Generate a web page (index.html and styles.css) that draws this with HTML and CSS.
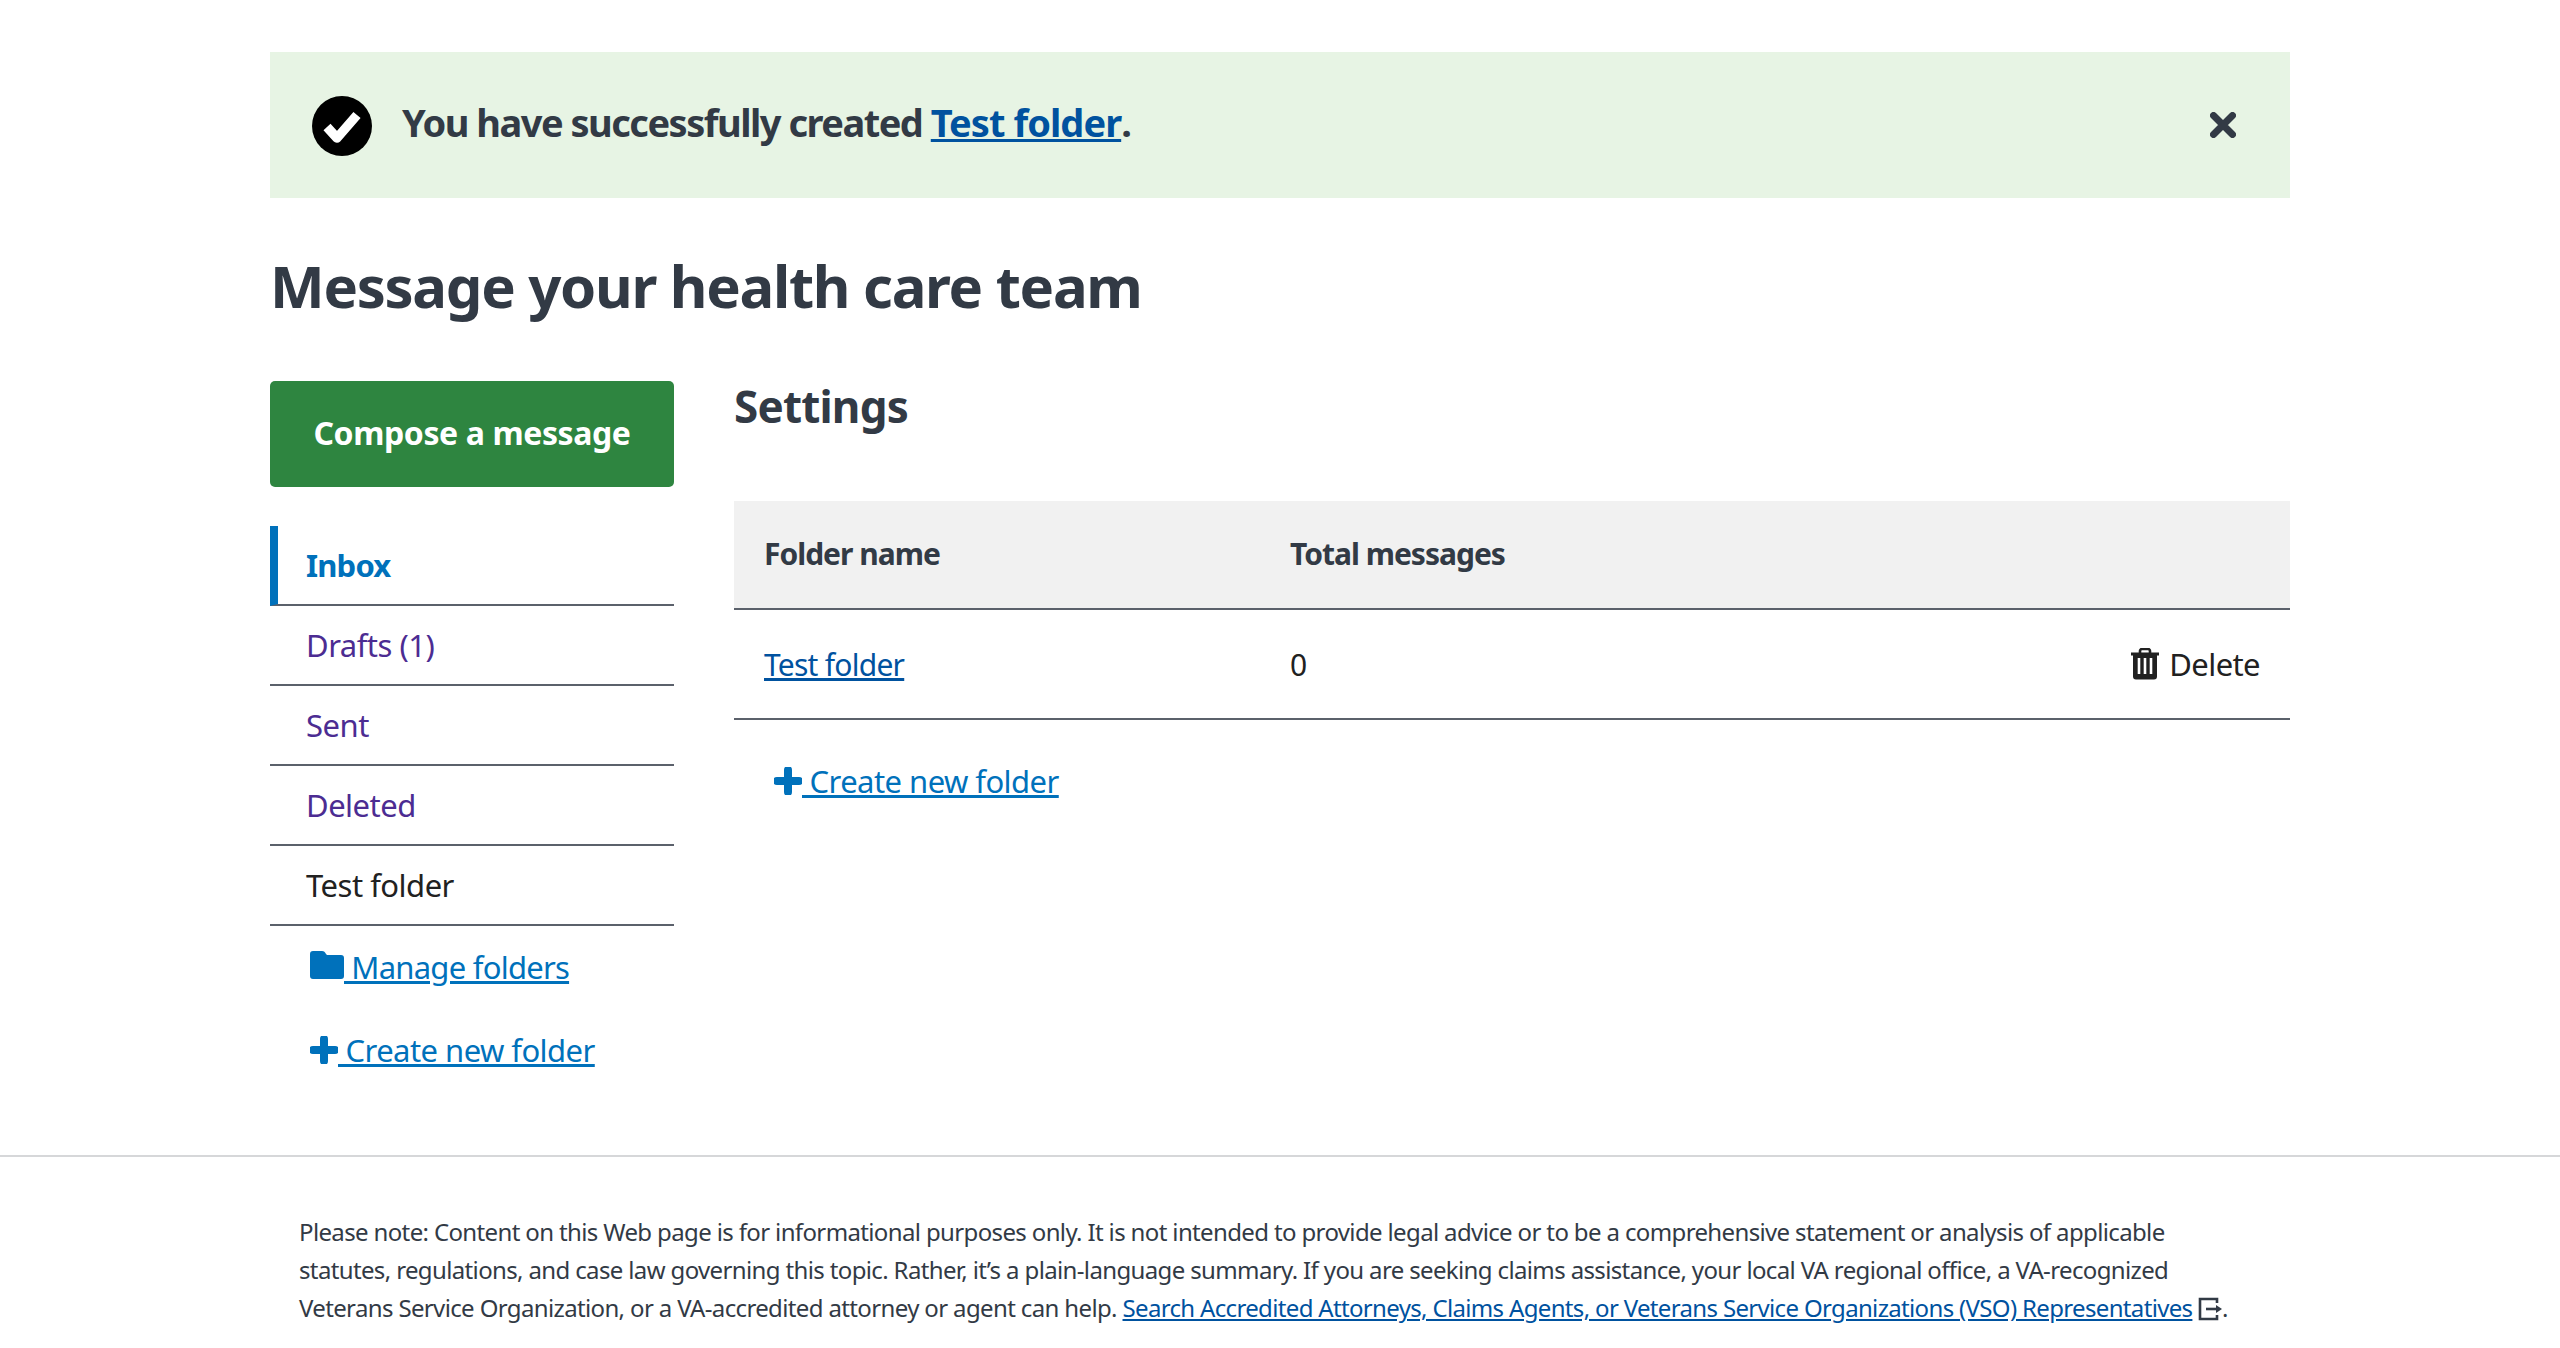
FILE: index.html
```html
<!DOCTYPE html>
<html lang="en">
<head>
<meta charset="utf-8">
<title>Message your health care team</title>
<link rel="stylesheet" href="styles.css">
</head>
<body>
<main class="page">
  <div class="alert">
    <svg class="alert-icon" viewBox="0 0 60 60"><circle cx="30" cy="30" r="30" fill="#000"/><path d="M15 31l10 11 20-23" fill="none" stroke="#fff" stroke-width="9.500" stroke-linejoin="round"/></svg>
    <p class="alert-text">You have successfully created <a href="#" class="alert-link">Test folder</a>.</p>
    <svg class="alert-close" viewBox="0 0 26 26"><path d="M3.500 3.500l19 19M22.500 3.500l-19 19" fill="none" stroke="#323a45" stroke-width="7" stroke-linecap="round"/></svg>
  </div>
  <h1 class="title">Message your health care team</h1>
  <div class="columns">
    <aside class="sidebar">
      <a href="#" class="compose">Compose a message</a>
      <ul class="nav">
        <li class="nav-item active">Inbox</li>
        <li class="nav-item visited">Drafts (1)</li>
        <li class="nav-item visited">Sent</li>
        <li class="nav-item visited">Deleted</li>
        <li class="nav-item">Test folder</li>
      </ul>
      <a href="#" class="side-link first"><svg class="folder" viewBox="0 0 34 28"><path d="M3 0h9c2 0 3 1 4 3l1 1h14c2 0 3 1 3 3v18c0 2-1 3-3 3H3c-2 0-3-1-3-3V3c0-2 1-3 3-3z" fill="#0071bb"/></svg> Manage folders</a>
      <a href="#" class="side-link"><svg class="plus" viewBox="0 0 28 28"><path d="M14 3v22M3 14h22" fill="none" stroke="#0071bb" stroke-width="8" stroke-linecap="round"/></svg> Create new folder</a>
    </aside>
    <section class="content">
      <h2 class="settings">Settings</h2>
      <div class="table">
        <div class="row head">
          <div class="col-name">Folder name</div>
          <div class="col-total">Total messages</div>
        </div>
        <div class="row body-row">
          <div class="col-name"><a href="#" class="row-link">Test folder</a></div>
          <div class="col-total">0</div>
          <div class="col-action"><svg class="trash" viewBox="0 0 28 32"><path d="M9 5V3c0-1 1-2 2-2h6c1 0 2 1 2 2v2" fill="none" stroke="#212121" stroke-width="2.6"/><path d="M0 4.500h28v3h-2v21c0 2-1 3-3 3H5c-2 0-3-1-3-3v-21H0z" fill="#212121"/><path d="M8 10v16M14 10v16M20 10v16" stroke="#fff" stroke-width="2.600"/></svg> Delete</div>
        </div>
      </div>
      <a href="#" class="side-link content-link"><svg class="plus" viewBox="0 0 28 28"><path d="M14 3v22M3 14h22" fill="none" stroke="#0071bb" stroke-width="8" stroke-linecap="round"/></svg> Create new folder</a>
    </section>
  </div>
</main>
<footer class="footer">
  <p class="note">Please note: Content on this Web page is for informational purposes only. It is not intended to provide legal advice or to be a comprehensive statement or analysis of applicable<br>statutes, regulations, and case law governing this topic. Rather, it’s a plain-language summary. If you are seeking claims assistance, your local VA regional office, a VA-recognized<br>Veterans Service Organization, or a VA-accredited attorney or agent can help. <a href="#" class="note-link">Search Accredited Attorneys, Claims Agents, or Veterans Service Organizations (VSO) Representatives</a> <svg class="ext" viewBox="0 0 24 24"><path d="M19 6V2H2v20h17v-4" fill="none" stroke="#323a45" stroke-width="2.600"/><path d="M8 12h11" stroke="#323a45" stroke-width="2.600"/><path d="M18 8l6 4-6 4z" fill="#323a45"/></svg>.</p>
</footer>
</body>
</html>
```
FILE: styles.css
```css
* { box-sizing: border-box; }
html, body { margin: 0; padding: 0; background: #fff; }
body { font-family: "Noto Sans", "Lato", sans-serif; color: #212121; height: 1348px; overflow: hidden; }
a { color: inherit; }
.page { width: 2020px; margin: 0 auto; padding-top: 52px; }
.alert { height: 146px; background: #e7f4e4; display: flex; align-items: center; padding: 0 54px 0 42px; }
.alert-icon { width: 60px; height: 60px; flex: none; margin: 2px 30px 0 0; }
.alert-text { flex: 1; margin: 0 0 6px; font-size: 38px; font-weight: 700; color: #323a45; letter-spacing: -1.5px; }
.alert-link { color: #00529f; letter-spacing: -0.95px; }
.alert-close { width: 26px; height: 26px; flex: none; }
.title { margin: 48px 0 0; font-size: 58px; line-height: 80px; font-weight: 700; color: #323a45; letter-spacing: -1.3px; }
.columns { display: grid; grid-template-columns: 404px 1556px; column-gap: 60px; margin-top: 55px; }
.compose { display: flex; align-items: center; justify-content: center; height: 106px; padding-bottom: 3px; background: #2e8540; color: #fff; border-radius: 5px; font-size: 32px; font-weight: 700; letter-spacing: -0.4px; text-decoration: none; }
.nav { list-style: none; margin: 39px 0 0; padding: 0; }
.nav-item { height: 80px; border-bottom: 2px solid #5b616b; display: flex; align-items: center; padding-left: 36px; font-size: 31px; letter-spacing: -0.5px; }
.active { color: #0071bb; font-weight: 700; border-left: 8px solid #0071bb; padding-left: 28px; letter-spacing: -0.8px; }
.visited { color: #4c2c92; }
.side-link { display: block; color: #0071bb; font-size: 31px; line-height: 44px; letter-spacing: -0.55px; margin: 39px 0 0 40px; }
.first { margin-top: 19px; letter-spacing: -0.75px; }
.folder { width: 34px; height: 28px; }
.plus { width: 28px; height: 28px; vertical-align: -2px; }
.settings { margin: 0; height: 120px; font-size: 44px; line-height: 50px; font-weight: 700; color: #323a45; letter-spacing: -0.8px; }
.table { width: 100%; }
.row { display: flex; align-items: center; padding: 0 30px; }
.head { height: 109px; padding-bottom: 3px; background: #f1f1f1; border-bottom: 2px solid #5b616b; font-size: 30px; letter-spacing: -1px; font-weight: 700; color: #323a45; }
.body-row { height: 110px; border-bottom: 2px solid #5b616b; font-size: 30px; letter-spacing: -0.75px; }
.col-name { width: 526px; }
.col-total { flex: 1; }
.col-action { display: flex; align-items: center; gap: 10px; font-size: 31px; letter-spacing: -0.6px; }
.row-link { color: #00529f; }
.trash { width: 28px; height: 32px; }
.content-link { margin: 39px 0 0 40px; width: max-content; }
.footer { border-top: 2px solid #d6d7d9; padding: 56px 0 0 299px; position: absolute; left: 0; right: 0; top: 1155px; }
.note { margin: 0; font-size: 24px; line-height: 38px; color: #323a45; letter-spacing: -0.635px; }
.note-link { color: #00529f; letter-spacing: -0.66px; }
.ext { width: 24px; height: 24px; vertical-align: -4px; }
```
□ □ □
[Given instruction]
Answer with one number: how many lines in the listing hold "styles".

[Task output]
3